No, this is not a thread about hot chicks. This is about firewood. Our new cabin is only heated by wood heat. So I've been working hard on getting wood split and stacked for this fall. So how do you process your wood? How much wood do you have? Is your wood dry? Lets see your stoves. Tell and show off your wood. (I sure hope none of you perverts post your human wood). I have a rack under the covered poarch so I can walk out in my slippers to get more wood. Ive found wood processing to be messy so i selected this is area to "processs" the wood. Processing the wood. Here two fire wood racks I built that are getting full. Each are a face cord. I have another face cord rack close to the cabin ready to take from as needed. My utv kawasaki mule transports the wood to the cabin. Sent from my SCH-I500 using Tapatalk
Here is my log Splitter working on a big log. Its a brave 22 ton with a honda gc160 engine. https://www.youtube.com/watch?v=KtcxbuTMHfw&feature=youtube_gdata_player
I don't really have pictures, but I've heated primarily with wood since we bought our house three years ago. I go through around 4 cords a season, mostly oak varieties and maple, with some cherry and ash thrown in. Everything is cut on my parents property a few miles away, skidded out with my dad's JD 990, and hand split, and sticked, stacked and covered on site. Around fall, I'll start bring about a cord over at time, and I keep it right outside the walkout basement entrance under my deck. Works out awesome, since it's covered, and the stove is right there. I'm using an Englander NC-30 stove.
I use this mositure meter to check the dryness of my wood. We have a dutchwest 2479 cast iron stove. Sent from my SCH-I500 using Tapatalk
Very nice Brad. Question.... You said you only heat with wood. Do you plan on draining the water early in the fall and not have water during the gun season or winter?
I don't have a wood stove anymore, but used to love my stove in Alaska. I wanted to get one of these thermoelectric fans (http://www.modernoutpost.com/gear/details/cf_ecofan.php) but never got around to getting it. Looked like a good way to help circulate the heat.
I will need to drain and winterize when the good freezes start. That means its possible I will have to winterize several times in the fall. I had the plumber make it as easy as possible to winterize the system. Sent from my SCH-I500 using Tapatalk
Man not to bust your cute little wood piles. But if you are going to heat your whole house for the winter, you better put your bow down and get on the stick. You need to start cutting and splitting a lot more wood then that. SE Wisconsin gets cold as that deer in the freezer. I grow up in PA with the only heat was a wood burning stove in the kitchen. If I remember right we burned about 5 or 6 cords of wood. My brother and I cut and split wood though out the year. Thank God we finally got a coal stove. You might think about going with coal. Hell of a lot less work. Nice steady heat. The coal stove we had you fill it up and shock the ash twice a day. Wood is too much work.
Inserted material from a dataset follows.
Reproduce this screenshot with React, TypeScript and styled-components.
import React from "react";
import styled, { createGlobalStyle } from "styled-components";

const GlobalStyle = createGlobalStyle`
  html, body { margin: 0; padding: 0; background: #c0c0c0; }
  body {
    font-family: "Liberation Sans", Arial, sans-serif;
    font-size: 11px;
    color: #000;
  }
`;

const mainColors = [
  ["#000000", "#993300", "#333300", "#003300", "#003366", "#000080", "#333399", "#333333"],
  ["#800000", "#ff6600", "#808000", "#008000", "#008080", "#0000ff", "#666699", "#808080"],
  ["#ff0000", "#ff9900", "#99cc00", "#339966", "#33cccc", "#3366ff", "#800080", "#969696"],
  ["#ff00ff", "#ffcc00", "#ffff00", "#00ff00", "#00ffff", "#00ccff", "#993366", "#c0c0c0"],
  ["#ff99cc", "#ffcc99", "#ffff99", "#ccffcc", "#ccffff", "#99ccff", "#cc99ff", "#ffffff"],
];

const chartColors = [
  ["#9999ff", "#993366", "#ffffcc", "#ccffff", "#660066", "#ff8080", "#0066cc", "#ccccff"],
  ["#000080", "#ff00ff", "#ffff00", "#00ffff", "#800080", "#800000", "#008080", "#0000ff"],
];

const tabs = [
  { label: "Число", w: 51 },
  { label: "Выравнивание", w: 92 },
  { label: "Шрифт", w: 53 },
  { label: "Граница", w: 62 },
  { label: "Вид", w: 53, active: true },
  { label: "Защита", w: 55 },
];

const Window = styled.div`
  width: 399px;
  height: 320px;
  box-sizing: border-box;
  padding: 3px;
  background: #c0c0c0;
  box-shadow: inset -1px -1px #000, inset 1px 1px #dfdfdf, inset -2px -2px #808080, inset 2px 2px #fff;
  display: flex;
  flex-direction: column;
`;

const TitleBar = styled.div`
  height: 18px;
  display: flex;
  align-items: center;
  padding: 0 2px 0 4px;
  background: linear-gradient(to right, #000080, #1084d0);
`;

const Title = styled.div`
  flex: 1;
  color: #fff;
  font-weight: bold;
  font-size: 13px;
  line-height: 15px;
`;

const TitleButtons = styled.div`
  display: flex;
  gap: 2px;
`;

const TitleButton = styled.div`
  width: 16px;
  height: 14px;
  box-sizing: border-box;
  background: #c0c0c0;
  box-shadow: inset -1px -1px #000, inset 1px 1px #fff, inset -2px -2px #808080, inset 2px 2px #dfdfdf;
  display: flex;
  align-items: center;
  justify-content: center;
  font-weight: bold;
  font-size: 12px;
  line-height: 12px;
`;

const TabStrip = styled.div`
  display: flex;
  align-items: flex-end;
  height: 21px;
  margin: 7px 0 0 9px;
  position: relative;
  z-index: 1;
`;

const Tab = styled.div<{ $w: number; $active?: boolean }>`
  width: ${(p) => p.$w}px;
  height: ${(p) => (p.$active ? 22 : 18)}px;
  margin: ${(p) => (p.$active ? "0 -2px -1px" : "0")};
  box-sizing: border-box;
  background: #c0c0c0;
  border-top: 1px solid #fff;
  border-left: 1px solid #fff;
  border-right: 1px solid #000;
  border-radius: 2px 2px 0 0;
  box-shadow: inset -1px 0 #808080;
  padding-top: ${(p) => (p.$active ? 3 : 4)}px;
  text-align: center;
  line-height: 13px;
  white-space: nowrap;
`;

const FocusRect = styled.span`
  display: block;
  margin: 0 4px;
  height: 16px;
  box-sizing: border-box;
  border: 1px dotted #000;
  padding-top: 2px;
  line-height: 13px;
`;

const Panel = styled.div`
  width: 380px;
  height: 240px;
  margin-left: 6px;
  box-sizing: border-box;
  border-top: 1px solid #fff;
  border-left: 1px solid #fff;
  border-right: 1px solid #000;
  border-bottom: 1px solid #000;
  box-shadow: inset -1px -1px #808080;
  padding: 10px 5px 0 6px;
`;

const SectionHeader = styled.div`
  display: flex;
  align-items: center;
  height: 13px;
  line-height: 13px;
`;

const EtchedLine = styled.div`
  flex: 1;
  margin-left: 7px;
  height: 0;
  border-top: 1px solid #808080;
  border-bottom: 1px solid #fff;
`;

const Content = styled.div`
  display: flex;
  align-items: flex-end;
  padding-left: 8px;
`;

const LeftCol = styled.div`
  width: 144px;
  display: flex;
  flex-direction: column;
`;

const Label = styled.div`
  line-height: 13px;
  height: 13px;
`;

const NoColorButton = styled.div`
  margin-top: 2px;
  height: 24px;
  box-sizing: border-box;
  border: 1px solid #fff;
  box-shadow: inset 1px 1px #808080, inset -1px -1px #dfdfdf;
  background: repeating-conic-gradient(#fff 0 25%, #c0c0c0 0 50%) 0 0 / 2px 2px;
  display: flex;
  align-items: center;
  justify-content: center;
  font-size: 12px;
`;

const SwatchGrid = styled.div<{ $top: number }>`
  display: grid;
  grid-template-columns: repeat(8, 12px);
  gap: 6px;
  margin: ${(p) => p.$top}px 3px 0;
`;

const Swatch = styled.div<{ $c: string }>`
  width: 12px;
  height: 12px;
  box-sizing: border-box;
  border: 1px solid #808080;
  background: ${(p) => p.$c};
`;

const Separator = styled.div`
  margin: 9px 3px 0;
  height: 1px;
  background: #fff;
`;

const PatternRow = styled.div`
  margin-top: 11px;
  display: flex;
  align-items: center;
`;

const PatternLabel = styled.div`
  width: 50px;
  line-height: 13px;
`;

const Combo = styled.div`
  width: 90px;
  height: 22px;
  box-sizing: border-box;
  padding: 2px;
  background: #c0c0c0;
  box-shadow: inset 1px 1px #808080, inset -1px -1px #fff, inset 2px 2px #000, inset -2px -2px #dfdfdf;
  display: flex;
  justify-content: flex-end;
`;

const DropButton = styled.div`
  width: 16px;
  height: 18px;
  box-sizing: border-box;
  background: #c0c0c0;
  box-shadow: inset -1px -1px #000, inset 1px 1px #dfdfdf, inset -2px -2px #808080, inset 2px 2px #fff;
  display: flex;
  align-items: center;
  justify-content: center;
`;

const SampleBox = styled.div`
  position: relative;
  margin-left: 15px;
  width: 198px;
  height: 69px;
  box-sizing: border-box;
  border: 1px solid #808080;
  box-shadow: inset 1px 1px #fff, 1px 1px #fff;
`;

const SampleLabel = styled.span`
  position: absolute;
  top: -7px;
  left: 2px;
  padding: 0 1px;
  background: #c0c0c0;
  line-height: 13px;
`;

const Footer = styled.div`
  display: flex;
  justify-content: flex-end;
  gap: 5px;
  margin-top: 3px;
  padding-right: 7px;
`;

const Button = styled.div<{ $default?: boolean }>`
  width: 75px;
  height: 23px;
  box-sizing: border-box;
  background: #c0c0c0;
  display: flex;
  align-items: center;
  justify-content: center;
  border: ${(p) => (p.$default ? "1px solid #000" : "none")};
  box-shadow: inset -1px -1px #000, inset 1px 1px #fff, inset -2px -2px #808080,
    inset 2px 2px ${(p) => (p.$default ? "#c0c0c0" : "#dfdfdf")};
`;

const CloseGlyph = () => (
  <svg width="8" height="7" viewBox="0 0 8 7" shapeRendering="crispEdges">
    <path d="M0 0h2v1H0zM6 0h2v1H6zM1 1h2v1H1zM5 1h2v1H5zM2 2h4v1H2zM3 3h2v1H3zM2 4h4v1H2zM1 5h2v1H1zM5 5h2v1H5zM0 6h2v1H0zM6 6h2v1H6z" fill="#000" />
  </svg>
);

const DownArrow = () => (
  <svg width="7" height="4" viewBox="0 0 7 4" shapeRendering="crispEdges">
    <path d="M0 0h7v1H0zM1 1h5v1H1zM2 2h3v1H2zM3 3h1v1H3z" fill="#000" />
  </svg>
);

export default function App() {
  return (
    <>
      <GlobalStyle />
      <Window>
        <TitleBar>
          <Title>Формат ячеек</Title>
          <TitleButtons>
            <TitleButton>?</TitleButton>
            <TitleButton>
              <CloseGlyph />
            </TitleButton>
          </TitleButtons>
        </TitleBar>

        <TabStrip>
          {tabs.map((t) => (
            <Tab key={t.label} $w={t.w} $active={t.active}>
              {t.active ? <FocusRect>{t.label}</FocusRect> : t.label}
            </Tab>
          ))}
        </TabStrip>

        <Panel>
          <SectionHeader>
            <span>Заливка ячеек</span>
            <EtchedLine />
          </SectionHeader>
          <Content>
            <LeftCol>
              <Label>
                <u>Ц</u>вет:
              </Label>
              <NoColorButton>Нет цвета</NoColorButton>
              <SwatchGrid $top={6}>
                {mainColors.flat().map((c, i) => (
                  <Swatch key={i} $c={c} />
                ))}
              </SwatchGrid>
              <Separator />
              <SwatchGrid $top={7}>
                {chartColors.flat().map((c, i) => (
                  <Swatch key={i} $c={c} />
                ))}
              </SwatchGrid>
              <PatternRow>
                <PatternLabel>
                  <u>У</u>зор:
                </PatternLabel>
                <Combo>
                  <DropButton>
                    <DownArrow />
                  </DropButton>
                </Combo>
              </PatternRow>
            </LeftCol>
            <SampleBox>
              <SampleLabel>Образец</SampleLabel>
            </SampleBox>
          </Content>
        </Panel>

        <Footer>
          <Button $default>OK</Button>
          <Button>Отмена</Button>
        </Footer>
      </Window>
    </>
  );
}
Its not a full time place. I'm only here on on the weekends. And I won't be here much or at all after hunting season. I have 2 full cords right now. Should be plenty. Sent from my SCH-I500 using Tapatalk
I heat entirely with wood. I also sell it. I've cut and split 15 cord or so this year and I'm just getting going. I really need to ramp it up in the next few weeks. I heat with a US Stove 1602R.
Me and a buddy cut wood in the fall to sell for extra cash. Its lots of work but worth it when the money rolls in. I have a 4' diameter by about 16' long chunk i need to get rid of yet. Still trying to find a blade sharp enough to cut through a couple of iron wood trees that a storm knocked down couple years ago.
More details Ben. How do you store your wood? What kind if splitter do you have? Sent from my SCH-I500 using Tapatalk
I've got wood. We only burn wood in our fire pit. My GF can really go through it, about 2 full cords a year. This year I cleared out a food plot and handled about 7 full cords. Now days my tractor is my best wood handling machine. It has a grapple and a backhoe with a thumb. No more bending over to cut logs. I have 6 face cord racks and then 3 piles of 9' logs. I use 2 Stihl chainsaws, an 017 14" bar and a ms361 with a 20" bar. The 361 is a pro saw and cuts wood like crazy. Our splitter is a Speeco 25 ton with a 9 hp briggs engine and a 16 gpm 2 stage pump with a 12 second cycle time. It hasn't been stalled yet. here's a few pics. Getting ready to cut some 9' logs Popping roots with the backhoe and grappling out the stump. The GF grabs the 9' logs and holds them like this while I cut them into 18" fire logs. I also have a processing area. After I cut a bunch of fire logs, we push them in a pile and set up the splitter. I load and she splits (it's actually her splitter!). She loads the split wood into the tractor bucket and then drives over to where it will be stacked. Four heaping tractor buckets is about a face cord. 12 to 15 nine foot logs, depending on diameter, is a face cord also. It is a lot of work but we enjoy it. My favorite time to get trees out of the woods is late winter and early spring, before green up. We usually go after standing dead and blow downs. Some of those are already dried and ready to burn.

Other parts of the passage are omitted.